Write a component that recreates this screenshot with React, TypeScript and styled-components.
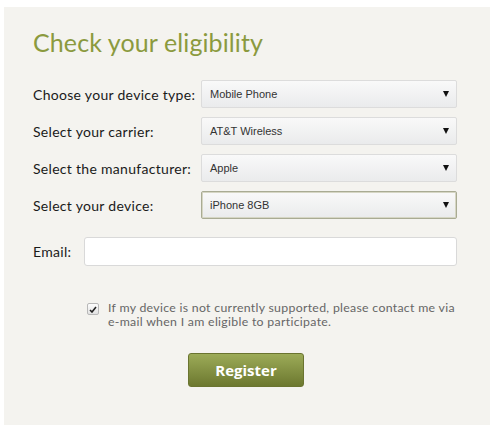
import styled, { createGlobalStyle } from "styled-components";

const GlobalStyle = createGlobalStyle`
    html, body {
        margin: 0;
        padding: 0;
        background: #fff;
    }
`;

const Page = styled.div`
    width: 495px;
    height: 435px;
    padding: 7px 5px 10px 4px;
    box-sizing: border-box;
`;

const Panel = styled.div`
    background: #f4f3ef;
    height: 418px;
    padding: 20px 33px 0 29px;
    box-sizing: border-box;
`;

const Title = styled.h1`
    margin: 0 0 23px 0;
    font-family: "Lato", "Open Sans", sans-serif;
    font-weight: 400;
    font-size: 25px;
    color: #8b9a3e;
    letter-spacing: 0.1px;
`;

const Row = styled.div<{ gap?: number }>`
    display: flex;
    align-items: center;
    margin-bottom: ${p => p.gap ?? 9}px;
`;

const Label = styled.label<{ width?: number }>`
    width: ${p => p.width ?? 168}px;
    flex-shrink: 0;
    font-family: "Lato", "Open Sans", sans-serif;
    font-size: 14px;
    color: #1a1a1a;
    letter-spacing: 0.3px;
`;

const Select = styled.div<{ focused?: boolean }>`
    flex: 1;
    height: 28px;
    box-sizing: border-box;
    display: flex;
    align-items: center;
    justify-content: space-between;
    padding: 0 7px 0 8px;
    border: 1px solid ${p => (p.focused ? "#a9ab93" : "#dcdcdc")};
    border-radius: 2px;
    background: linear-gradient(#f9f9f9, #eaebec);
    font-family: "Liberation Sans", Arial, sans-serif;
    font-size: 11px;
    color: #333;
    box-shadow: ${p => (p.focused ? "inset 0 0 0 1px #d6d6c4" : "none")};
`;

const Arrow = styled.span`
    width: 0;
    height: 0;
    border-left: 3.5px solid transparent;
    border-right: 3.5px solid transparent;
    border-top: 6px solid #111;
`;

const EmailInput = styled.div`
    flex: 1;
    height: 29px;
    box-sizing: border-box;
    background: #fff;
    border: 1px solid #d9d9d9;
    border-radius: 3px;
`;

const Consent = styled.div`
    display: flex;
    align-items: flex-start;
    margin: 35px 0 0 54px;
    gap: 9px;
`;

const Check = styled.span`
    width: 10px;
    height: 10px;
    margin-top: 2px;
    flex-shrink: 0;
    border: 1px solid #b8b8b8;
    border-radius: 2px;
    background: linear-gradient(#fdfdfd, #e2e2e2);
    display: flex;
    align-items: center;
    justify-content: center;
`;

const ConsentText = styled.p`
    margin: 0;
    font-family: "Lato", "Open Sans", sans-serif;
    font-size: 12.3px;
    line-height: 14px;
    color: #666;
    letter-spacing: 0.3px;
`;

const ButtonRow = styled.div`
    display: flex;
    justify-content: center;
    margin-top: 24px;
    padding-left: 2px;
`;

const Button = styled.button`
    width: 116px;
    height: 34px;
    border: 1px solid #6a7430;
    border-radius: 3px;
    background: linear-gradient(#9cab58, #6c782f);
    color: #fff;
    font-family: "Open Sans", "Lato", sans-serif;
    font-weight: 700;
    font-size: 15px;
    cursor: pointer;
`;

const selects = [
    { label: "Choose your device type:", value: "Mobile Phone" },
    { label: "Select your carrier:", value: "AT&T Wireless" },
    { label: "Select the manufacturer:", value: "Apple" },
    { label: "Select your device:", value: "iPhone 8GB", focused: true },
];

export default function App() {
    return (
        <>
            <GlobalStyle />
            <Page>
                <Panel>
                    <Title>Check your eligibility</Title>
                    {selects.map((s, i) => (
                        <Row key={s.label} gap={i === selects.length - 1 ? 18 : 9}>
                            <Label>{s.label}</Label>
                            <Select focused={s.focused}>
                                <span>{s.value}</span>
                                <Arrow />
                            </Select>
                        </Row>
                    ))}
                    <Row>
                        <Label width={51}>Email:</Label>
                        <EmailInput />
                    </Row>
                    <Consent>
                        <Check>
                            <svg width="8" height="7" viewBox="0 0 8 7">
                                <path d="M1 4 L3 6 L7 1" stroke="#222" strokeWidth="1.6" fill="none" />
                            </svg>
                        </Check>
                        <ConsentText>
                            If my device is not currently supported, please contact me via
                            <br />
                            e-mail when I am eligible to participate.
                        </ConsentText>
                    </Consent>
                    <ButtonRow>
                        <Button>Register</Button>
                    </ButtonRow>
                </Panel>
            </Page>
        </>
    );
}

_ _ _ _ _

» Goal of the exercise
Make an exact copy of all the material, but keep the pictures out of it.

» Result below
Write a component that recreates this screenshot with React, TypeScript and styled-components.
import styled, { createGlobalStyle } from "styled-components";

const GlobalStyle = createGlobalStyle`
    html, body {
        margin: 0;
        padding: 0;
        background: #fff;
    }
`;

const Page = styled.div`
    width: 495px;
    height: 435px;
    padding: 7px 5px 10px 4px;
    box-sizing: border-box;
`;

const Panel = styled.div`
    background: #f4f3ef;
    height: 418px;
    padding: 20px 33px 0 29px;
    box-sizing: border-box;
`;

const Title = styled.h1`
    margin: 0 0 23px 0;
    font-family: "Lato", "Open Sans", sans-serif;
    font-weight: 400;
    font-size: 25px;
    color: #8b9a3e;
    letter-spacing: 0.1px;
`;

const Row = styled.div<{ gap?: number }>`
    display: flex;
    align-items: center;
    margin-bottom: ${p => p.gap ?? 9}px;
`;

const Label = styled.label<{ width?: number }>`
    width: ${p => p.width ?? 168}px;
    flex-shrink: 0;
    font-family: "Lato", "Open Sans", sans-serif;
    font-size: 14px;
    color: #1a1a1a;
    letter-spacing: 0.3px;
`;

const Select = styled.div<{ focused?: boolean }>`
    flex: 1;
    height: 28px;
    box-sizing: border-box;
    display: flex;
    align-items: center;
    justify-content: space-between;
    padding: 0 7px 0 8px;
    border: 1px solid ${p => (p.focused ? "#a9ab93" : "#dcdcdc")};
    border-radius: 2px;
    background: linear-gradient(#f9f9f9, #eaebec);
    font-family: "Liberation Sans", Arial, sans-serif;
    font-size: 11px;
    color: #333;
    box-shadow: ${p => (p.focused ? "inset 0 0 0 1px #d6d6c4" : "none")};
`;

const Arrow = styled.span`
    width: 0;
    height: 0;
    border-left: 3.5px solid transparent;
    border-right: 3.5px solid transparent;
    border-top: 6px solid #111;
`;

const EmailInput = styled.div`
    flex: 1;
    height: 29px;
    box-sizing: border-box;
    background: #fff;
    border: 1px solid #d9d9d9;
    border-radius: 3px;
`;

const Consent = styled.div`
    display: flex;
    align-items: flex-start;
    margin: 35px 0 0 54px;
    gap: 9px;
`;

const Check = styled.span`
    width: 10px;
    height: 10px;
    margin-top: 2px;
    flex-shrink: 0;
    border: 1px solid #b8b8b8;
    border-radius: 2px;
    background: linear-gradient(#fdfdfd, #e2e2e2);
    display: flex;
    align-items: center;
    justify-content: center;
`;

const ConsentText = styled.p`
    margin: 0;
    font-family: "Lato", "Open Sans", sans-serif;
    font-size: 12.3px;
    line-height: 14px;
    color: #666;
    letter-spacing: 0.3px;
`;

const ButtonRow = styled.div`
    display: flex;
    justify-content: center;
    margin-top: 24px;
    padding-left: 2px;
`;

const Button = styled.button`
    width: 116px;
    height: 34px;
    border: 1px solid #6a7430;
    border-radius: 3px;
    background: linear-gradient(#9cab58, #6c782f);
    color: #fff;
    font-family: "Open Sans", "Lato", sans-serif;
    font-weight: 700;
    font-size: 15px;
    cursor: pointer;
`;

const selects = [
    { label: "Choose your device type:", value: "Mobile Phone" },
    { label: "Select your carrier:", value: "AT&T Wireless" },
    { label: "Select the manufacturer:", value: "Apple" },
    { label: "Select your device:", value: "iPhone 8GB", focused: true },
];

export default function App() {
    return (
        <>
            <GlobalStyle />
            <Page>
                <Panel>
                    <Title>Check your eligibility</Title>
                    {selects.map((s, i) => (
                        <Row key={s.label} gap={i === selects.length - 1 ? 18 : 9}>
                            <Label>{s.label}</Label>
                            <Select focused={s.focused}>
                                <span>{s.value}</span>
                                <Arrow />
                            </Select>
                        </Row>
                    ))}
                    <Row>
                        <Label width={51}>Email:</Label>
                        <EmailInput />
                    </Row>
                    <Consent>
                        <Check>
                            <svg width="8" height="7" viewBox="0 0 8 7">
                                <path d="M1 4 L3 6 L7 1" stroke="#222" strokeWidth="1.6" fill="none" />
                            </svg>
                        </Check>
                        <ConsentText>
                            If my device is not currently supported, please contact me via
                            <br />
                            e-mail when I am eligible to participate.
                        </ConsentText>
                    </Consent>
                    <ButtonRow>
                        <Button>Register</Button>
                    </ButtonRow>
                </Panel>
            </Page>
        </>
    );
}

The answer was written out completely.